On s'aperçoit aussi qu'une relation quadratique s'installe entre la taille des cavités et la productivité. Au départ, c'est tout à fait intuitif : lorsque ces cavités augmentent de taille on tend à augmenter la production du système. Des espèces de plus en plus grosses pourront s'y réfugier et donc être moins susceptibles à la prédation. Ensuite, au-delà de poissons d’un kilo, on s'aperçoit que la relation descend : des très grandes cavités ne sont pas très productives pour le système. En effet, les prédateurs nécessitent des proies de grande taille qui ne doivent pas pouvoir se cacher dans le récif sinon elles ne peuvent être consommées.
4. Discussion
Préserver la qualité des habitats coralliens est donc un facteur clé pour maintenir la productivité des systèmes. Ce défi est d'autant plus délicat dans un monde plus chaud, plus acide, plus pollué et soumis à une présence de pêche de plus en plus forte. On peut, à minima, identifier les zones les plus vulnérables pour les récifs coralliens. Si on regarde les projections d'ici 2070 par l'action conjuguée de l'acidification et de l’augmentation de température, on s'aperçoit que la dégradation attendue est très hétérogène à la surface des océans. Elle est prononcée près du « triangle de corail » où se concentre une majorité d'habitants tropicaux et une grande proportion de la biomasse et de la biodiversité en poissons.

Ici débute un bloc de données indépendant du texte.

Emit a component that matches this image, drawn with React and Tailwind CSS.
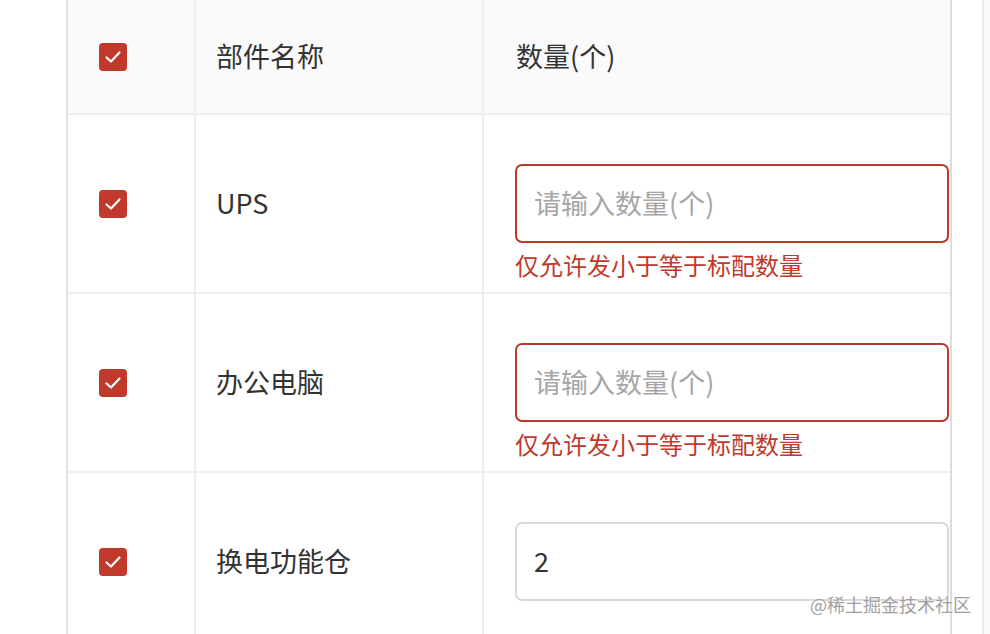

Cette vulnérabilité peut induire des trappes socio-écologiques où des boucles de rétroaction vont se mettre en place entre la qualité de l'habitat, la pêcherie et la quantité de biomasse de poissons. Ainsi, un habitat dégradé fournit peu de productivité. Le peu de poissons restant dans le système subit une surpêche. Moins de poissons signifie une qualité d'habitat encore moins bonne, etc.. Cela induit des boucles de rétroaction et une véritable trappe socio-écologique. Pour en sortir, des actions de remédiation des récifs coralliens pourraient être nécessaires, conjuguées à des méthodes de pêche sélective et la mise en place de réserves marines. Tout cela aurait pour but d'aider les populations locales à maintenir un récif productif sur le long terme. Le modèle nous a donc permis d'identifier des mécanismes à la base de la productivité et in fine d’orienter des politiques de conservation.